## Task description
Your task is to copy the listing exactly, with the pictures left out.

## Data excerpt
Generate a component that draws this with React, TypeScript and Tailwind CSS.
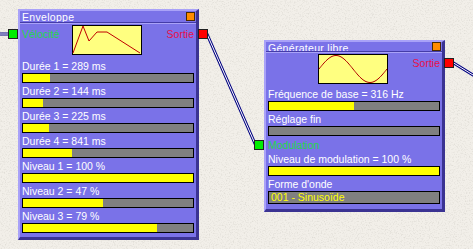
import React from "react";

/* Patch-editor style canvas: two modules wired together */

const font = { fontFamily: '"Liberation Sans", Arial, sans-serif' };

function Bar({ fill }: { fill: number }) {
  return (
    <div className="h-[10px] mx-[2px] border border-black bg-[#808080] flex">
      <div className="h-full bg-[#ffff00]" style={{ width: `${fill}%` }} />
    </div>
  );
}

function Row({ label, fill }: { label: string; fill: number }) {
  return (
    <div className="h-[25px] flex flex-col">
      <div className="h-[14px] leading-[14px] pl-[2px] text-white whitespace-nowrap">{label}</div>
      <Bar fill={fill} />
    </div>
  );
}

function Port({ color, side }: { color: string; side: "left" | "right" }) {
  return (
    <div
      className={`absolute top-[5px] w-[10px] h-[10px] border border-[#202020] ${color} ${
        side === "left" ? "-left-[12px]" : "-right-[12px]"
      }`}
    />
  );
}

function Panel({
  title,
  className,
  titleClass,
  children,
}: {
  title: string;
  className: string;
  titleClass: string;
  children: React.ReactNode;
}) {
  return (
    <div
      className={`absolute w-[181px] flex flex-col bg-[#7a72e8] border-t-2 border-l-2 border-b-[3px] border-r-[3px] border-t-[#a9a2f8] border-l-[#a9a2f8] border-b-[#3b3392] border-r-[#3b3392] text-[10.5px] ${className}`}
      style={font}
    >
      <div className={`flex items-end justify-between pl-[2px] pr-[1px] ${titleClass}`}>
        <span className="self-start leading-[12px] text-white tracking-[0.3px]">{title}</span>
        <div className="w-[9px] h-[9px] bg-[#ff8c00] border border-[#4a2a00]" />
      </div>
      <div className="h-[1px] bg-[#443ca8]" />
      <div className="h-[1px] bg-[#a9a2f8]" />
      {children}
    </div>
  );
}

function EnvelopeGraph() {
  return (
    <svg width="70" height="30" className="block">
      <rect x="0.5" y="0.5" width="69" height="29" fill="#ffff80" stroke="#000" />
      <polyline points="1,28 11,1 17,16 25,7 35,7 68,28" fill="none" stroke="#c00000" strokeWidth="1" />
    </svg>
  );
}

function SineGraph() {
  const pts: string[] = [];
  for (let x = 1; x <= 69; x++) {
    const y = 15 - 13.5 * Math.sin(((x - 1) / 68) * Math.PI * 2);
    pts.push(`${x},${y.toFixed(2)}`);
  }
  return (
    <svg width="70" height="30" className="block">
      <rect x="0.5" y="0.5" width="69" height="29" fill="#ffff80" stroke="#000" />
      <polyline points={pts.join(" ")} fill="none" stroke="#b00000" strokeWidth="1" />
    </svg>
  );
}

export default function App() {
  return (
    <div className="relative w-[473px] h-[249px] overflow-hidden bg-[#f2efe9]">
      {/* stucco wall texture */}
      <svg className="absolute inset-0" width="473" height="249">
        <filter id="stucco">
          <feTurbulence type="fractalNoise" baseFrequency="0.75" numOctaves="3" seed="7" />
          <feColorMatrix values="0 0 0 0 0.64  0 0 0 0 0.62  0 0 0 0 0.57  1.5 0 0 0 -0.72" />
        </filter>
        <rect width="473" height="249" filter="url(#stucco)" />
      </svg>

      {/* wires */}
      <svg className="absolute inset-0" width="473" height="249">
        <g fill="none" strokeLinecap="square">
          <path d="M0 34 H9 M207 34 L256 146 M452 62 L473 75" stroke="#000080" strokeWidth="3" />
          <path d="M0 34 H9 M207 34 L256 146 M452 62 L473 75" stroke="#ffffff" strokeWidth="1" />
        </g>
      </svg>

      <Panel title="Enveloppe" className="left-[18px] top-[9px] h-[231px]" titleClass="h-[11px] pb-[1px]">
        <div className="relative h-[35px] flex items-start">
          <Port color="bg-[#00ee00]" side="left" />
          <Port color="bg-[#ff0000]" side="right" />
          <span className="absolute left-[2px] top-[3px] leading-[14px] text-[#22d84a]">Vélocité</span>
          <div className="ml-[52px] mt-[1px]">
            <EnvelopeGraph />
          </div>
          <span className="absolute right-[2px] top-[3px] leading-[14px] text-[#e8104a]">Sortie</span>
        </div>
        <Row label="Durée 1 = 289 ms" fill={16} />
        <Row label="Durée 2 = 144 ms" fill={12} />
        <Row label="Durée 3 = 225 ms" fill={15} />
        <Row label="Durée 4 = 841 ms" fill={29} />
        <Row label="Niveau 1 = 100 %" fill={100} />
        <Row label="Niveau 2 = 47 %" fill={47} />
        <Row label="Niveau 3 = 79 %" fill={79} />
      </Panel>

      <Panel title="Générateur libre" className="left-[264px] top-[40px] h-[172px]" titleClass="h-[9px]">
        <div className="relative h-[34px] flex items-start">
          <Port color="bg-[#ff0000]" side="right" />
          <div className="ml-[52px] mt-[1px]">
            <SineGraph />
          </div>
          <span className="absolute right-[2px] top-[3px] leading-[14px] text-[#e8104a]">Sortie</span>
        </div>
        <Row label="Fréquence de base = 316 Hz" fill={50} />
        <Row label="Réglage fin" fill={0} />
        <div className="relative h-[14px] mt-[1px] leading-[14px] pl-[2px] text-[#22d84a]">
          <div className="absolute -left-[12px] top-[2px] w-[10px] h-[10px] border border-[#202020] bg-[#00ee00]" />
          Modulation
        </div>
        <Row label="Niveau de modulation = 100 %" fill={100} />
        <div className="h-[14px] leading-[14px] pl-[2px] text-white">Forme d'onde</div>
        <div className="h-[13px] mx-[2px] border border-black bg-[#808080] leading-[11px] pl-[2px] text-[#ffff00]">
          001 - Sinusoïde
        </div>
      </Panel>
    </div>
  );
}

## The result
Generate a component that draws this with React, TypeScript and Tailwind CSS.
import React from "react";

/* Patch-editor style canvas: two modules wired together */

const font = { fontFamily: '"Liberation Sans", Arial, sans-serif' };

function Bar({ fill }: { fill: number }) {
  return (
    <div className="h-[10px] mx-[2px] border border-black bg-[#808080] flex">
      <div className="h-full bg-[#ffff00]" style={{ width: `${fill}%` }} />
    </div>
  );
}

function Row({ label, fill }: { label: string; fill: number }) {
  return (
    <div className="h-[25px] flex flex-col">
      <div className="h-[14px] leading-[14px] pl-[2px] text-white whitespace-nowrap">{label}</div>
      <Bar fill={fill} />
    </div>
  );
}

function Port({ color, side }: { color: string; side: "left" | "right" }) {
  return (
    <div
      className={`absolute top-[5px] w-[10px] h-[10px] border border-[#202020] ${color} ${
        side === "left" ? "-left-[12px]" : "-right-[12px]"
      }`}
    />
  );
}

function Panel({
  title,
  className,
  titleClass,
  children,
}: {
  title: string;
  className: string;
  titleClass: string;
  children: React.ReactNode;
}) {
  return (
    <div
      className={`absolute w-[181px] flex flex-col bg-[#7a72e8] border-t-2 border-l-2 border-b-[3px] border-r-[3px] border-t-[#a9a2f8] border-l-[#a9a2f8] border-b-[#3b3392] border-r-[#3b3392] text-[10.5px] ${className}`}
      style={font}
    >
      <div className={`flex items-end justify-between pl-[2px] pr-[1px] ${titleClass}`}>
        <span className="self-start leading-[12px] text-white tracking-[0.3px]">{title}</span>
        <div className="w-[9px] h-[9px] bg-[#ff8c00] border border-[#4a2a00]" />
      </div>
      <div className="h-[1px] bg-[#443ca8]" />
      <div className="h-[1px] bg-[#a9a2f8]" />
      {children}
    </div>
  );
}

function EnvelopeGraph() {
  return (
    <svg width="70" height="30" className="block">
      <rect x="0.5" y="0.5" width="69" height="29" fill="#ffff80" stroke="#000" />
      <polyline points="1,28 11,1 17,16 25,7 35,7 68,28" fill="none" stroke="#c00000" strokeWidth="1" />
    </svg>
  );
}

function SineGraph() {
  const pts: string[] = [];
  for (let x = 1; x <= 69; x++) {
    const y = 15 - 13.5 * Math.sin(((x - 1) / 68) * Math.PI * 2);
    pts.push(`${x},${y.toFixed(2)}`);
  }
  return (
    <svg width="70" height="30" className="block">
      <rect x="0.5" y="0.5" width="69" height="29" fill="#ffff80" stroke="#000" />
      <polyline points={pts.join(" ")} fill="none" stroke="#b00000" strokeWidth="1" />
    </svg>
  );
}

export default function App() {
  return (
    <div className="relative w-[473px] h-[249px] overflow-hidden bg-[#f2efe9]">
      {/* stucco wall texture */}
      <svg className="absolute inset-0" width="473" height="249">
        <filter id="stucco">
          <feTurbulence type="fractalNoise" baseFrequency="0.75" numOctaves="3" seed="7" />
          <feColorMatrix values="0 0 0 0 0.64  0 0 0 0 0.62  0 0 0 0 0.57  1.5 0 0 0 -0.72" />
        </filter>
        <rect width="473" height="249" filter="url(#stucco)" />
      </svg>

      {/* wires */}
      <svg className="absolute inset-0" width="473" height="249">
        <g fill="none" strokeLinecap="square">
          <path d="M0 34 H9 M207 34 L256 146 M452 62 L473 75" stroke="#000080" strokeWidth="3" />
          <path d="M0 34 H9 M207 34 L256 146 M452 62 L473 75" stroke="#ffffff" strokeWidth="1" />
        </g>
      </svg>

      <Panel title="Enveloppe" className="left-[18px] top-[9px] h-[231px]" titleClass="h-[11px] pb-[1px]">
        <div className="relative h-[35px] flex items-start">
          <Port color="bg-[#00ee00]" side="left" />
          <Port color="bg-[#ff0000]" side="right" />
          <span className="absolute left-[2px] top-[3px] leading-[14px] text-[#22d84a]">Vélocité</span>
          <div className="ml-[52px] mt-[1px]">
            <EnvelopeGraph />
          </div>
          <span className="absolute right-[2px] top-[3px] leading-[14px] text-[#e8104a]">Sortie</span>
        </div>
        <Row label="Durée 1 = 289 ms" fill={16} />
        <Row label="Durée 2 = 144 ms" fill={12} />
        <Row label="Durée 3 = 225 ms" fill={15} />
        <Row label="Durée 4 = 841 ms" fill={29} />
        <Row label="Niveau 1 = 100 %" fill={100} />
        <Row label="Niveau 2 = 47 %" fill={47} />
        <Row label="Niveau 3 = 79 %" fill={79} />
      </Panel>

      <Panel title="Générateur libre" className="left-[264px] top-[40px] h-[172px]" titleClass="h-[9px]">
        <div className="relative h-[34px] flex items-start">
          <Port color="bg-[#ff0000]" side="right" />
          <div className="ml-[52px] mt-[1px]">
            <SineGraph />
          </div>
          <span className="absolute right-[2px] top-[3px] leading-[14px] text-[#e8104a]">Sortie</span>
        </div>
        <Row label="Fréquence de base = 316 Hz" fill={50} />
        <Row label="Réglage fin" fill={0} />
        <div className="relative h-[14px] mt-[1px] leading-[14px] pl-[2px] text-[#22d84a]">
          <div className="absolute -left-[12px] top-[2px] w-[10px] h-[10px] border border-[#202020] bg-[#00ee00]" />
          Modulation
        </div>
        <Row label="Niveau de modulation = 100 %" fill={100} />
        <div className="h-[14px] leading-[14px] pl-[2px] text-white">Forme d'onde</div>
        <div className="h-[13px] mx-[2px] border border-black bg-[#808080] leading-[11px] pl-[2px] text-[#ffff00]">
          001 - Sinusoïde
        </div>
      </Panel>
    </div>
  );
}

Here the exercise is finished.